I was largely unimpressed by the pregnancy twist; Sonia’s pregnancy is new enough that her belly is still flat, and she doesn’t seem to suffer from morning sickness.  She’s also not in a situation where she can afford to think about things like “don’t get into a knock-down fight with Users or Zombies, you might miscarry.”  So it has no direct effect on the plot.  I think it’s meant to increase the urgency of Sonia’s situation, but that’s perfectly believable without her being pregnant– the day-to-day nature of Zombie Apocalypse Survival, and its instability, mean that by the time her belly grows to a problematic size she’ll either have successfully called in a helicopter a while ago, or she’ll be dead.  The only really effective function it seems to have is to show how sick Marco has become when Sonia tells him that she’s expecting and he doesn’t react in any way.
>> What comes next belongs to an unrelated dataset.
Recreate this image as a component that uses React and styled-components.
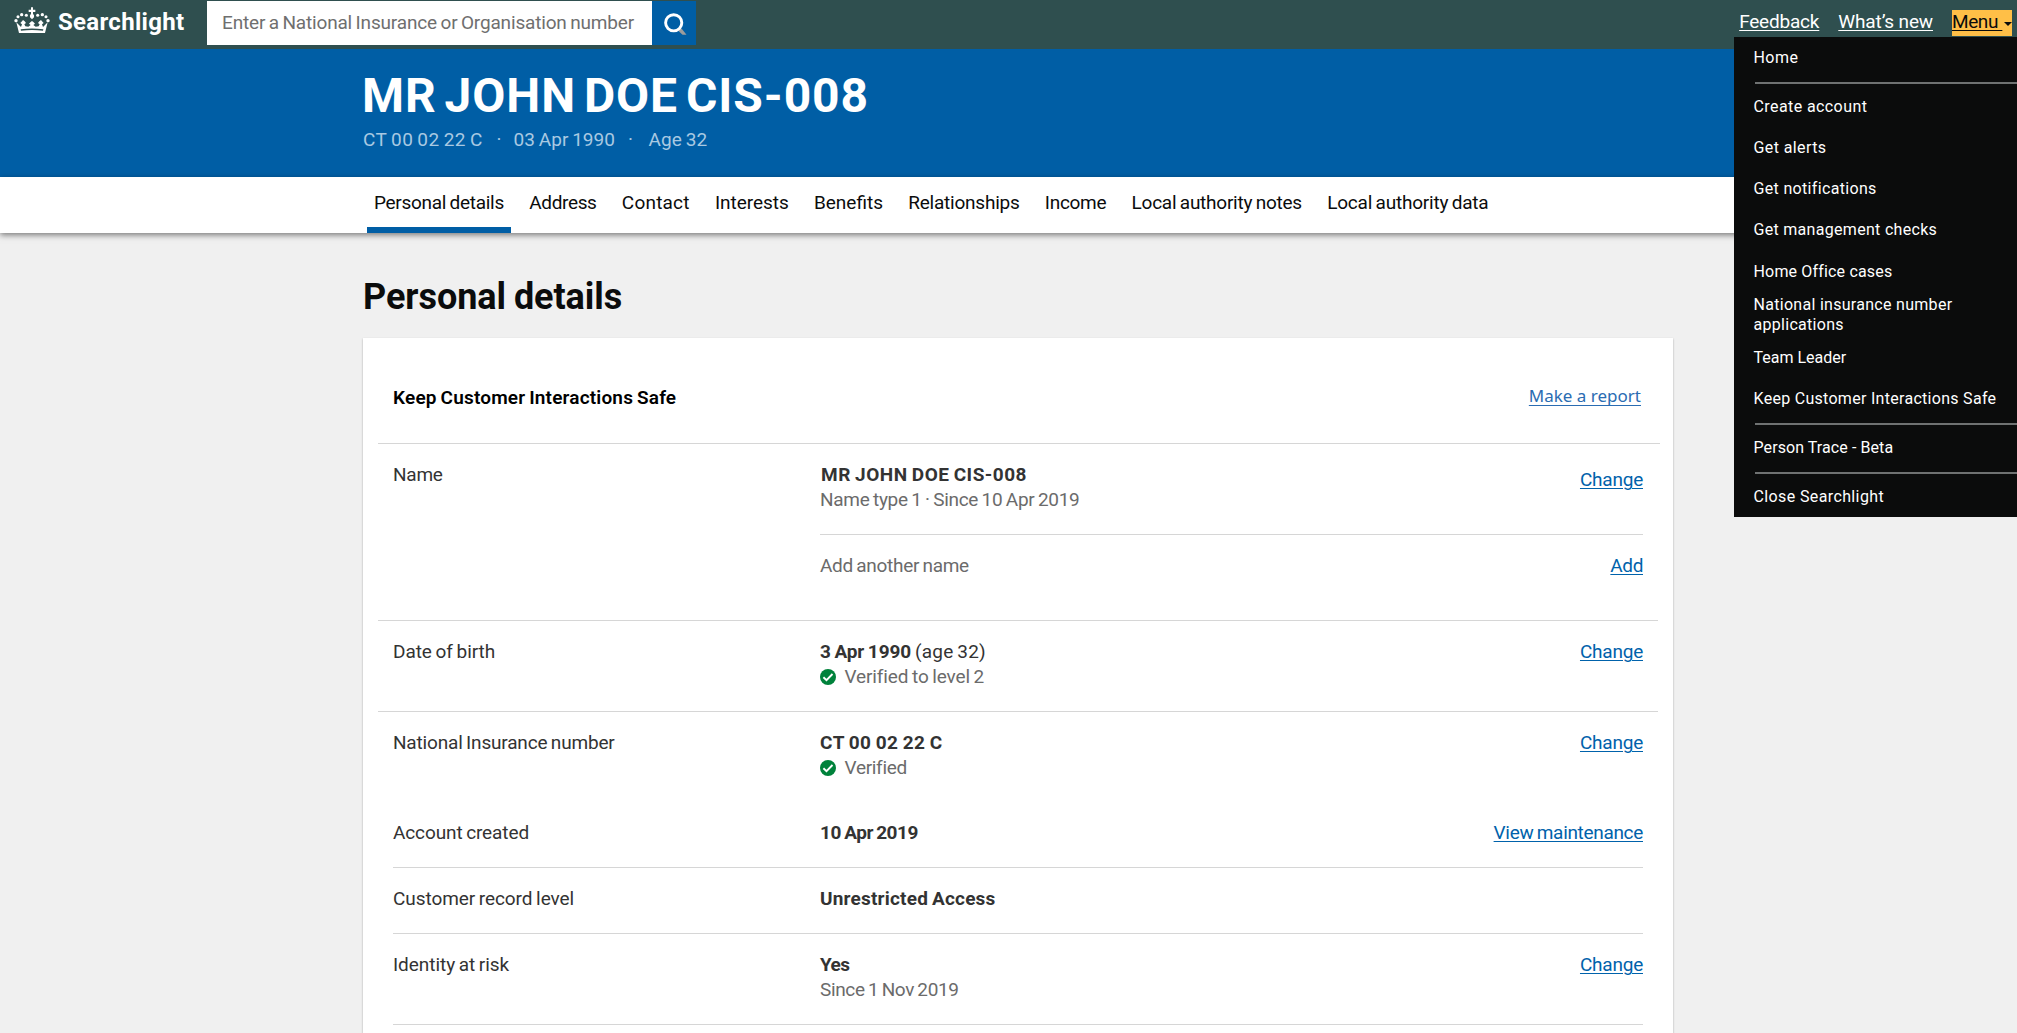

Unlike Babylon 5, Mutants does not pass the Bechdel test.  There are four female characters in this movie:  the first one is Food, there to show that There Are Zombies and Things Are Bad, when she runs from zombies and then gets hit by the ambulance in the first two minutes of the movie.  There is Sonia herself, the Hero/Survivor, and two female Users: Perez, a soldier who threatens to kill Sonia and Marco over the ambulance keys after refusing to let Sonia and Marco take on an additional passenger; and Dany, the rather stupid hanger on/girlfriend of a particularly cruel User named Frank. Dany doesn’t say much, except to Frank.  However, there is not much conversation in general in this movie, so this is a minor point.

In conclusion:  ★★★★★★★☆☆☆.  Good marks for an impressive female lead character and unconventional handling of the genre.  Points deducted for ineffective plot twists and failure of the Bechdel test.